JOB -
Leave out any picture and return the remaining listing below exactly as given.

DATA -
-*-*-

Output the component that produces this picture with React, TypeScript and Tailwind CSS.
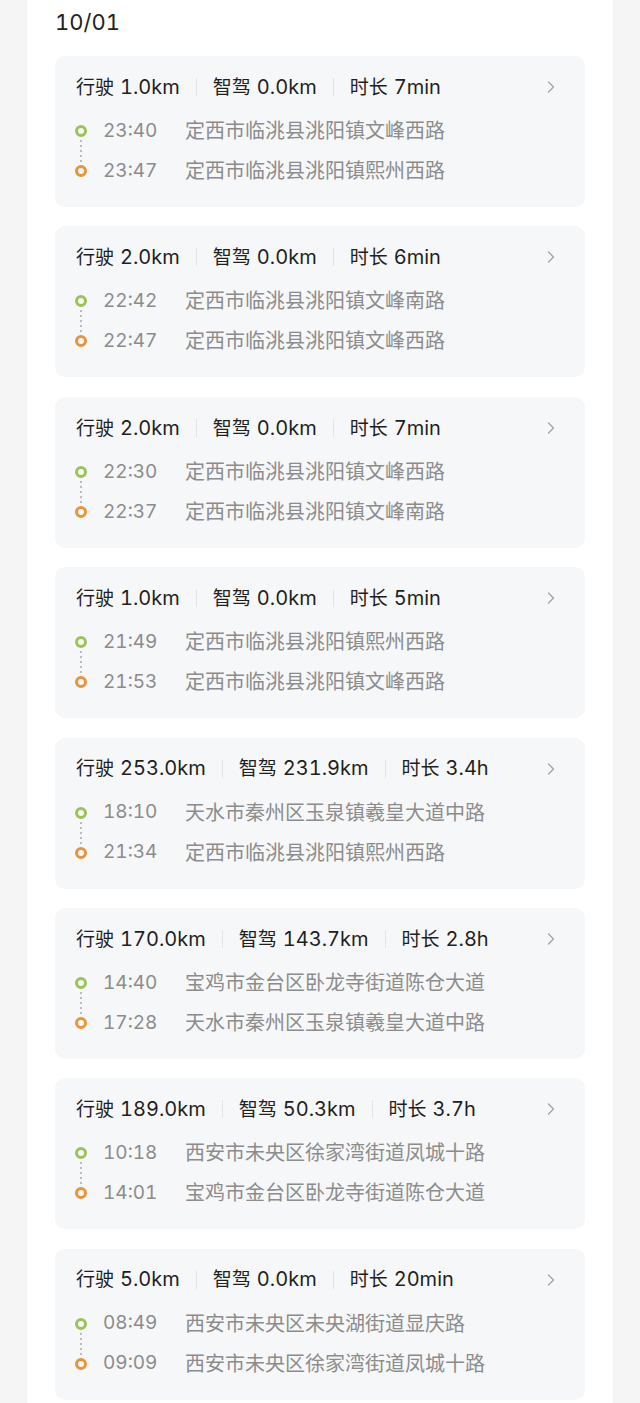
import { ChevronRight } from "lucide-react";

type Trip = {
    drive: string;
    smart: string;
    duration: string;
    start: [string, string];
    end: [string, string];
};

const trips: Trip[] = [
    { drive: "1.0km", smart: "0.0km", duration: "7min", start: ["23:40", "定西市临洮县洮阳镇文峰西路"], end: ["23:47", "定西市临洮县洮阳镇熙州西路"] },
    { drive: "2.0km", smart: "0.0km", duration: "6min", start: ["22:42", "定西市临洮县洮阳镇文峰南路"], end: ["22:47", "定西市临洮县洮阳镇文峰西路"] },
    { drive: "2.0km", smart: "0.0km", duration: "7min", start: ["22:30", "定西市临洮县洮阳镇文峰西路"], end: ["22:37", "定西市临洮县洮阳镇文峰南路"] },
    { drive: "1.0km", smart: "0.0km", duration: "5min", start: ["21:49", "定西市临洮县洮阳镇熙州西路"], end: ["21:53", "定西市临洮县洮阳镇文峰西路"] },
    { drive: "253.0km", smart: "231.9km", duration: "3.4h", start: ["18:10", "天水市秦州区玉泉镇羲皇大道中路"], end: ["21:34", "定西市临洮县洮阳镇熙州西路"] },
    { drive: "170.0km", smart: "143.7km", duration: "2.8h", start: ["14:40", "宝鸡市金台区卧龙寺街道陈仓大道"], end: ["17:28", "天水市秦州区玉泉镇羲皇大道中路"] },
    { drive: "189.0km", smart: "50.3km", duration: "3.7h", start: ["10:18", "西安市未央区徐家湾街道凤城十路"], end: ["14:01", "宝鸡市金台区卧龙寺街道陈仓大道"] },
    { drive: "5.0km", smart: "0.0km", duration: "20min", start: ["08:49", "西安市未央区未央湖街道显庆路"], end: ["09:09", "西安市未央区徐家湾街道凤城十路"] },
];

const font = { fontFamily: 'Inter, "Noto Sans CJK SC", sans-serif' };

function Divider() {
    return <span className="mx-[16px] h-[18px] w-px bg-[#e3e4e7]" />;
}

function Stat({ label, value }: { label: string; value: string }) {
    return (
        <span className="flex items-baseline">
            <span className="mr-[6px] text-[19px]">{label}</span>
            <span className="text-[20px] tabular-nums">{value}</span>
        </span>
    );
}

function TripCard({ trip }: { trip: Trip }) {
    return (
        <div className="rounded-[10px] bg-[#f6f7f9] pl-[20px] pr-[24px] pt-[18px] pb-[16px]">
            <div className="flex h-[26px] items-center pl-[1px] text-[#1f1f1f]">
                <Stat label="行驶" value={trip.drive} />
                <Divider />
                <Stat label="智驾" value={trip.smart} />
                <Divider />
                <Stat label="时长" value={trip.duration} />
                <ChevronRight className="ml-auto h-[20px] w-[20px] text-[#a3a3a3]" strokeWidth={1.5} />
            </div>
            <div className="mt-[11px] flex">
                <div className="flex h-[80px] w-[12px] flex-col items-center py-[14px]">
                    <span className="h-[12px] w-[12px] rounded-full border-[3px] border-[#9cc35a]" />
                    <span className="my-[3px] w-[2px] flex-1 bg-[repeating-linear-gradient(to_bottom,#bcbcbc_0_2px,transparent_2px_5px)]" />
                    <span className="h-[12px] w-[12px] rounded-full border-[3px] border-[#e8953a]" />
                </div>
                <div className="ml-[16px] flex flex-col text-[20px] text-[#8c8c8c]">
                    {[trip.start, trip.end].map(([time, place]) => (
                        <div key={time} className="flex h-[40px] items-center">
                            <span className="w-[82px] text-[19px] tabular-nums">{time}</span>
                            <span>{place}</span>
                        </div>
                    ))}
                </div>
            </div>
        </div>
    );
}

export default function App() {
    return (
        <div className="flex min-h-screen justify-center bg-[#f5f5f5]" style={font}>
            <div className="w-[586px] bg-white px-[28px]">
                <h1 className="mt-[8px] text-[22px] leading-[28px] text-[#222] tabular-nums">10/01</h1>
                <div className="mt-[20px] flex flex-col gap-[19.4px]">
                    {trips.map((trip, i) => (
                        <TripCard key={i} trip={trip} />
                    ))}
                </div>
            </div>
        </div>
    );
}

-*-*-

OUTPUT OF THE EXERCISE -
Output the component that produces this picture with React, TypeScript and Tailwind CSS.
import { ChevronRight } from "lucide-react";

type Trip = {
    drive: string;
    smart: string;
    duration: string;
    start: [string, string];
    end: [string, string];
};

const trips: Trip[] = [
    { drive: "1.0km", smart: "0.0km", duration: "7min", start: ["23:40", "定西市临洮县洮阳镇文峰西路"], end: ["23:47", "定西市临洮县洮阳镇熙州西路"] },
    { drive: "2.0km", smart: "0.0km", duration: "6min", start: ["22:42", "定西市临洮县洮阳镇文峰南路"], end: ["22:47", "定西市临洮县洮阳镇文峰西路"] },
    { drive: "2.0km", smart: "0.0km", duration: "7min", start: ["22:30", "定西市临洮县洮阳镇文峰西路"], end: ["22:37", "定西市临洮县洮阳镇文峰南路"] },
    { drive: "1.0km", smart: "0.0km", duration: "5min", start: ["21:49", "定西市临洮县洮阳镇熙州西路"], end: ["21:53", "定西市临洮县洮阳镇文峰西路"] },
    { drive: "253.0km", smart: "231.9km", duration: "3.4h", start: ["18:10", "天水市秦州区玉泉镇羲皇大道中路"], end: ["21:34", "定西市临洮县洮阳镇熙州西路"] },
    { drive: "170.0km", smart: "143.7km", duration: "2.8h", start: ["14:40", "宝鸡市金台区卧龙寺街道陈仓大道"], end: ["17:28", "天水市秦州区玉泉镇羲皇大道中路"] },
    { drive: "189.0km", smart: "50.3km", duration: "3.7h", start: ["10:18", "西安市未央区徐家湾街道凤城十路"], end: ["14:01", "宝鸡市金台区卧龙寺街道陈仓大道"] },
    { drive: "5.0km", smart: "0.0km", duration: "20min", start: ["08:49", "西安市未央区未央湖街道显庆路"], end: ["09:09", "西安市未央区徐家湾街道凤城十路"] },
];

const font = { fontFamily: 'Inter, "Noto Sans CJK SC", sans-serif' };

function Divider() {
    return <span className="mx-[16px] h-[18px] w-px bg-[#e3e4e7]" />;
}

function Stat({ label, value }: { label: string; value: string }) {
    return (
        <span className="flex items-baseline">
            <span className="mr-[6px] text-[19px]">{label}</span>
            <span className="text-[20px] tabular-nums">{value}</span>
        </span>
    );
}

function TripCard({ trip }: { trip: Trip }) {
    return (
        <div className="rounded-[10px] bg-[#f6f7f9] pl-[20px] pr-[24px] pt-[18px] pb-[16px]">
            <div className="flex h-[26px] items-center pl-[1px] text-[#1f1f1f]">
                <Stat label="行驶" value={trip.drive} />
                <Divider />
                <Stat label="智驾" value={trip.smart} />
                <Divider />
                <Stat label="时长" value={trip.duration} />
                <ChevronRight className="ml-auto h-[20px] w-[20px] text-[#a3a3a3]" strokeWidth={1.5} />
            </div>
            <div className="mt-[11px] flex">
                <div className="flex h-[80px] w-[12px] flex-col items-center py-[14px]">
                    <span className="h-[12px] w-[12px] rounded-full border-[3px] border-[#9cc35a]" />
                    <span className="my-[3px] w-[2px] flex-1 bg-[repeating-linear-gradient(to_bottom,#bcbcbc_0_2px,transparent_2px_5px)]" />
                    <span className="h-[12px] w-[12px] rounded-full border-[3px] border-[#e8953a]" />
                </div>
                <div className="ml-[16px] flex flex-col text-[20px] text-[#8c8c8c]">
                    {[trip.start, trip.end].map(([time, place]) => (
                        <div key={time} className="flex h-[40px] items-center">
                            <span className="w-[82px] text-[19px] tabular-nums">{time}</span>
                            <span>{place}</span>
                        </div>
                    ))}
                </div>
            </div>
        </div>
    );
}

export default function App() {
    return (
        <div className="flex min-h-screen justify-center bg-[#f5f5f5]" style={font}>
            <div className="w-[586px] bg-white px-[28px]">
                <h1 className="mt-[8px] text-[22px] leading-[28px] text-[#222] tabular-nums">10/01</h1>
                <div className="mt-[20px] flex flex-col gap-[19.4px]">
                    {trips.map((trip, i) => (
                        <TripCard key={i} trip={trip} />
                    ))}
                </div>
            </div>
        </div>
    );
}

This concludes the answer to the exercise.